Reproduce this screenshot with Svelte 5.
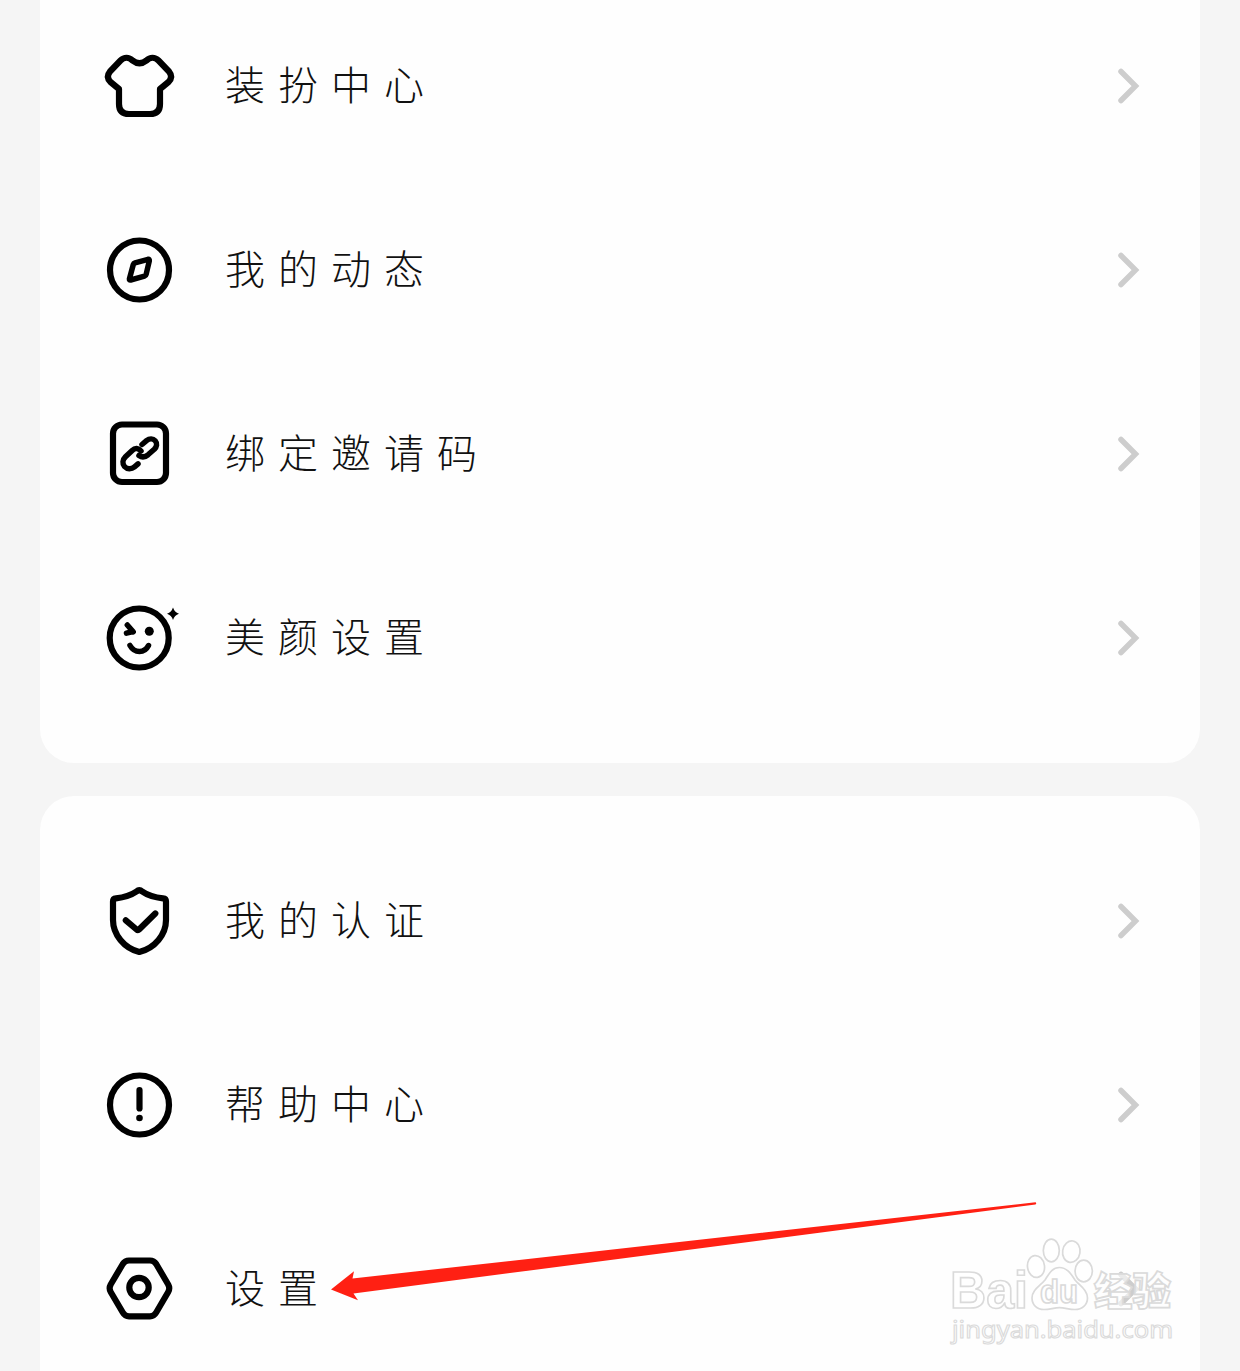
<script>
  const groups = [
    [
      { icon: 'shirt', label: '装扮中心' },
      { icon: 'compass', label: '我的动态' },
      { icon: 'link', label: '绑定邀请码' },
      { icon: 'smile', label: '美颜设置' },
    ],
    [
      { icon: 'shield', label: '我的认证' },
      { icon: 'help', label: '帮助中心' },
      { icon: 'settings', label: '设置' },
    ],
  ];
</script>

<main class="page">
  {#each groups as rows}
    <section class="card">
      {#each rows as row}
        <div class="row">
          <svg class="icon" viewBox="0 0 80 80" aria-hidden="true">
            {#if row.icon === 'shirt'}
              <path d="M20 43V58Q20 68 30 68H51Q61 68 61 58V43L69.500 36Q74.500 31 70 25.500L59.500 14.500C56 11 51 11 47.500 14.500C43 18 38 18 33.500 14.500C30 11 25 11 21.500 14.500L11 25.500Q6.500 31 11.500 36L20 43z" />
            {:else if row.icon === 'compass'}
              <circle cx="40.500" cy="40" r="29.500" />
              <path class="mid" d="M49 29.300L36 32.800Q34.700 33.200 34.300 34.500L30.400 49Q30.200 50.400 31.600 50L45.500 46.200Q46.800 45.800 47.100 44.500L50.300 30.800Q50.500 29 49 29.300z" />
            {:else if row.icon === 'link'}
              <rect x="14" y="10.500" width="53" height="57.500" rx="9" />
              <path class="mid" d="M43 30.500L47.500 26.700C50.500 24.300 54 24.300 56.200 26.800C58.500 29.500 57.800 32.800 55.300 35.300L49 40.800C46 43.300 42.500 43.300 40 41.500" />
              <path class="mid" d="M42 37C39.500 34 36 33.800 33.200 36.500L26.500 42.800C23.500 45.800 23.200 49.800 25.500 52.500C28 55.300 32.500 55.300 35.500 52.800L39 49.800" />
            {:else if row.icon === 'smile'}
              <circle cx="40.200" cy="40" r="29.500" />
              <path class="mid" d="M28.300 27L34 33.500L27.500 35.200M31.500 31L34.200 33.800M31 47.500C35.500 55.500 45.500 55.500 49.500 47.500" />
              <circle class="solid" cx="50.300" cy="33.300" r="4.500" />
              <path class="solid" d="M74 9.500Q75.500 14.200 80 15.700Q75.500 17.200 74 22Q72.500 17.200 68 15.700Q72.500 14.200 74 9.500z" />
            {:else if row.icon === 'shield'}
              <path d="M37.500 10.500Q40.300 7.800 43.200 10.500Q51 16 64 17.300Q67 17.600 67 20.500V39C67 53.500 56 67 40.300 71C25 67 14 53.500 14 39V20.500Q14 17.600 17 17.300Q29.500 16 37.500 10.500z" />
              <path d="M26.800 39.300L37.600 48.500Q39 49.600 40.300 48.300L56.300 32.500" />
            {:else if row.icon === 'help'}
              <circle cx="40.500" cy="40" r="29.500" />
              <path d="M40.500 25V43.500" />
              <circle class="solid" cx="40.500" cy="53" r="3.300" />
            {:else}
              <path d="M30 11.500H51Q55 11.500 57.200 15L69.200 35.500Q71.300 39.300 69.200 43L57.200 63.500Q55 67.300 51 67.300H30Q26 67.300 23.800 63.500L11.700 43Q9.600 39.300 11.700 35.500L23.800 15Q26 11.500 30 11.500z" />
              <circle cx="40" cy="38.500" r="9.700" />
            {/if}
          </svg>
          <span class="label">{row.label}</span>
          <svg class="chevron" viewBox="0 0 30 40" aria-hidden="true">
            <path d="M6 5.500L20.500 20L6 34.500" />
          </svg>
        </div>
      {/each}
    </section>
  {/each}

  <svg class="arrow" viewBox="0 0 710 102" aria-hidden="true">
    <path d="M1 89.600L24 71.200L22.500 78.500L705.500 2.200Q707 3.300 705.500 4.500L23.500 93.500L28 100.300z" />
  </svg>

  <svg class="watermark" viewBox="945 1230 235 120">
    <text class="brand latin" x="950" y="1308" font-size="52" textLength="78" lengthAdjust="spacingAndGlyphs">Bai</text>
    <path class="brand" d="M1059.300 1267.500C1067 1267.500 1071 1274 1075 1280C1080 1286 1087.500 1290 1087.500 1298C1087.500 1305 1082 1309.500 1075 1309.500C1069 1309.500 1065 1307.700 1059.500 1307.700C1054 1307.700 1050 1309.500 1044 1309.500C1037 1309.500 1032 1305 1032 1298C1032 1290 1040 1286 1045 1280C1049 1274 1052 1267.500 1059.300 1267.500z" />
    <ellipse class="brand" cx="1051.300" cy="1250.500" rx="8" ry="11.300" />
    <ellipse class="brand" cx="1071.300" cy="1251.700" rx="8.700" ry="10.800" transform="rotate(9 1071.300 1251.700)" />
    <ellipse class="brand" cx="1036" cy="1266.500" rx="8.500" ry="11" transform="rotate(-8 1036 1266.500)" />
    <ellipse class="brand" cx="1083.700" cy="1271" rx="8.700" ry="10.800" />
    <text class="brand latin" x="1040" y="1302.500" font-size="33" textLength="38" lengthAdjust="spacingAndGlyphs">du</text>
    <text class="brand han" x="1094" y="1304.500" font-size="38.500">经验</text>
    <text class="brand url" x="952" y="1337.500" font-size="24" textLength="221" lengthAdjust="spacingAndGlyphs">jingyan.baidu.com</text>
  </svg>
</main>

<style>
  :global(body) {
    background: #f5f5f5;
  }

  .page {
    position: relative;
    box-sizing: border-box;
    width: 1240px;
    height: 1371px;
    padding: 0 40px;
    display: flex;
    flex-direction: column;
    gap: 33px;
    overflow: hidden;
    background: #f5f5f5;
  }

  .card {
    flex: none;
    padding: 33px 55px 33px 59px;
    border-radius: 34px;
    background: #fefefe;
  }

  /* The list is scrolled, so the first card starts above the visible area. */
  .card:first-child {
    margin-top: -39px;
  }

  .row {
    display: flex;
    align-items: center;
    height: 184px;
  }

  .icon {
    flex: none;
    width: 80px;
    height: 80px;
    overflow: visible;
    fill: none;
    stroke: #000;
    stroke-width: 6.200;
    stroke-linecap: round;
    stroke-linejoin: round;
  }

  .mid {
    stroke-width: 5.500;
  }

  .solid {
    fill: #000;
    stroke: none;
  }

  .label {
    flex: 1;
    margin-left: 46px;
    padding-bottom: 6px;
    font-family: 'Noto Sans CJK SC', sans-serif;
    font-size: 40px;
    font-weight: 300;
    line-height: 60px;
    letter-spacing: 13px;
    color: #111;
  }

  .chevron {
    flex: none;
    width: 30px;
    height: 40px;
    fill: none;
    stroke: #cdcdcd;
    stroke-width: 5.500;
    stroke-linecap: round;
    stroke-linejoin: miter;
  }

  .arrow {
    position: absolute;
    left: 330px;
    top: 1200px;
    width: 710px;
    height: 102px;
    fill: #ff2013;
  }

  .watermark {
    position: absolute;
    left: 945px;
    top: 1230px;
    width: 235px;
    height: 120px;
  }

  .brand {
    fill: #fff;
    fill-opacity: 0.6;
    stroke: #dadada;
    stroke-width: 1.700;
  }

  .latin {
    font-family: 'Liberation Sans', sans-serif;
    font-weight: 700;
  }

  .han {
    font-family: 'Noto Sans CJK SC', sans-serif;
    font-weight: 900;
  }

  .url {
    font-family: 'Noto Sans', sans-serif;
    font-weight: 400;
    stroke-width: 1.100;
  }
</style>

## Stated exercise
Leave the images out, please, and restate each line word for word.

## Full answer
Reproduce this screenshot with Svelte 5.
<script>
  const groups = [
    [
      { icon: 'shirt', label: '装扮中心' },
      { icon: 'compass', label: '我的动态' },
      { icon: 'link', label: '绑定邀请码' },
      { icon: 'smile', label: '美颜设置' },
    ],
    [
      { icon: 'shield', label: '我的认证' },
      { icon: 'help', label: '帮助中心' },
      { icon: 'settings', label: '设置' },
    ],
  ];
</script>

<main class="page">
  {#each groups as rows}
    <section class="card">
      {#each rows as row}
        <div class="row">
          <svg class="icon" viewBox="0 0 80 80" aria-hidden="true">
            {#if row.icon === 'shirt'}
              <path d="M20 43V58Q20 68 30 68H51Q61 68 61 58V43L69.500 36Q74.500 31 70 25.500L59.500 14.500C56 11 51 11 47.500 14.500C43 18 38 18 33.500 14.500C30 11 25 11 21.500 14.500L11 25.500Q6.500 31 11.500 36L20 43z" />
            {:else if row.icon === 'compass'}
              <circle cx="40.500" cy="40" r="29.500" />
              <path class="mid" d="M49 29.300L36 32.800Q34.700 33.200 34.300 34.500L30.400 49Q30.200 50.400 31.600 50L45.500 46.200Q46.800 45.800 47.100 44.500L50.300 30.800Q50.500 29 49 29.300z" />
            {:else if row.icon === 'link'}
              <rect x="14" y="10.500" width="53" height="57.500" rx="9" />
              <path class="mid" d="M43 30.500L47.500 26.700C50.500 24.300 54 24.300 56.200 26.800C58.500 29.500 57.800 32.800 55.300 35.300L49 40.800C46 43.300 42.500 43.300 40 41.500" />
              <path class="mid" d="M42 37C39.500 34 36 33.800 33.200 36.500L26.500 42.800C23.500 45.800 23.200 49.800 25.500 52.500C28 55.300 32.500 55.300 35.500 52.800L39 49.800" />
            {:else if row.icon === 'smile'}
              <circle cx="40.200" cy="40" r="29.500" />
              <path class="mid" d="M28.300 27L34 33.500L27.500 35.200M31.500 31L34.200 33.800M31 47.500C35.500 55.500 45.500 55.500 49.500 47.500" />
              <circle class="solid" cx="50.300" cy="33.300" r="4.500" />
              <path class="solid" d="M74 9.500Q75.500 14.200 80 15.700Q75.500 17.200 74 22Q72.500 17.200 68 15.700Q72.500 14.200 74 9.500z" />
            {:else if row.icon === 'shield'}
              <path d="M37.500 10.500Q40.300 7.800 43.200 10.500Q51 16 64 17.300Q67 17.600 67 20.500V39C67 53.500 56 67 40.300 71C25 67 14 53.500 14 39V20.500Q14 17.600 17 17.300Q29.500 16 37.500 10.500z" />
              <path d="M26.800 39.300L37.600 48.500Q39 49.600 40.300 48.300L56.300 32.500" />
            {:else if row.icon === 'help'}
              <circle cx="40.500" cy="40" r="29.500" />
              <path d="M40.500 25V43.500" />
              <circle class="solid" cx="40.500" cy="53" r="3.300" />
            {:else}
              <path d="M30 11.500H51Q55 11.500 57.200 15L69.200 35.500Q71.300 39.300 69.200 43L57.200 63.500Q55 67.300 51 67.300H30Q26 67.300 23.800 63.500L11.700 43Q9.600 39.300 11.700 35.500L23.800 15Q26 11.500 30 11.500z" />
              <circle cx="40" cy="38.500" r="9.700" />
            {/if}
          </svg>
          <span class="label">{row.label}</span>
          <svg class="chevron" viewBox="0 0 30 40" aria-hidden="true">
            <path d="M6 5.500L20.500 20L6 34.500" />
          </svg>
        </div>
      {/each}
    </section>
  {/each}

  <svg class="arrow" viewBox="0 0 710 102" aria-hidden="true">
    <path d="M1 89.600L24 71.200L22.500 78.500L705.500 2.200Q707 3.300 705.500 4.500L23.500 93.500L28 100.300z" />
  </svg>

  <svg class="watermark" viewBox="945 1230 235 120">
    <text class="brand latin" x="950" y="1308" font-size="52" textLength="78" lengthAdjust="spacingAndGlyphs">Bai</text>
    <path class="brand" d="M1059.300 1267.500C1067 1267.500 1071 1274 1075 1280C1080 1286 1087.500 1290 1087.500 1298C1087.500 1305 1082 1309.500 1075 1309.500C1069 1309.500 1065 1307.700 1059.500 1307.700C1054 1307.700 1050 1309.500 1044 1309.500C1037 1309.500 1032 1305 1032 1298C1032 1290 1040 1286 1045 1280C1049 1274 1052 1267.500 1059.300 1267.500z" />
    <ellipse class="brand" cx="1051.300" cy="1250.500" rx="8" ry="11.300" />
    <ellipse class="brand" cx="1071.300" cy="1251.700" rx="8.700" ry="10.800" transform="rotate(9 1071.300 1251.700)" />
    <ellipse class="brand" cx="1036" cy="1266.500" rx="8.500" ry="11" transform="rotate(-8 1036 1266.500)" />
    <ellipse class="brand" cx="1083.700" cy="1271" rx="8.700" ry="10.800" />
    <text class="brand latin" x="1040" y="1302.500" font-size="33" textLength="38" lengthAdjust="spacingAndGlyphs">du</text>
    <text class="brand han" x="1094" y="1304.500" font-size="38.500">经验</text>
    <text class="brand url" x="952" y="1337.500" font-size="24" textLength="221" lengthAdjust="spacingAndGlyphs">jingyan.baidu.com</text>
  </svg>
</main>

<style>
  :global(body) {
    background: #f5f5f5;
  }

  .page {
    position: relative;
    box-sizing: border-box;
    width: 1240px;
    height: 1371px;
    padding: 0 40px;
    display: flex;
    flex-direction: column;
    gap: 33px;
    overflow: hidden;
    background: #f5f5f5;
  }

  .card {
    flex: none;
    padding: 33px 55px 33px 59px;
    border-radius: 34px;
    background: #fefefe;
  }

  /* The list is scrolled, so the first card starts above the visible area. */
  .card:first-child {
    margin-top: -39px;
  }

  .row {
    display: flex;
    align-items: center;
    height: 184px;
  }

  .icon {
    flex: none;
    width: 80px;
    height: 80px;
    overflow: visible;
    fill: none;
    stroke: #000;
    stroke-width: 6.200;
    stroke-linecap: round;
    stroke-linejoin: round;
  }

  .mid {
    stroke-width: 5.500;
  }

  .solid {
    fill: #000;
    stroke: none;
  }

  .label {
    flex: 1;
    margin-left: 46px;
    padding-bottom: 6px;
    font-family: 'Noto Sans CJK SC', sans-serif;
    font-size: 40px;
    font-weight: 300;
    line-height: 60px;
    letter-spacing: 13px;
    color: #111;
  }

  .chevron {
    flex: none;
    width: 30px;
    height: 40px;
    fill: none;
    stroke: #cdcdcd;
    stroke-width: 5.500;
    stroke-linecap: round;
    stroke-linejoin: miter;
  }

  .arrow {
    position: absolute;
    left: 330px;
    top: 1200px;
    width: 710px;
    height: 102px;
    fill: #ff2013;
  }

  .watermark {
    position: absolute;
    left: 945px;
    top: 1230px;
    width: 235px;
    height: 120px;
  }

  .brand {
    fill: #fff;
    fill-opacity: 0.6;
    stroke: #dadada;
    stroke-width: 1.700;
  }

  .latin {
    font-family: 'Liberation Sans', sans-serif;
    font-weight: 700;
  }

  .han {
    font-family: 'Noto Sans CJK SC', sans-serif;
    font-weight: 900;
  }

  .url {
    font-family: 'Noto Sans', sans-serif;
    font-weight: 400;
    stroke-width: 1.100;
  }
</style>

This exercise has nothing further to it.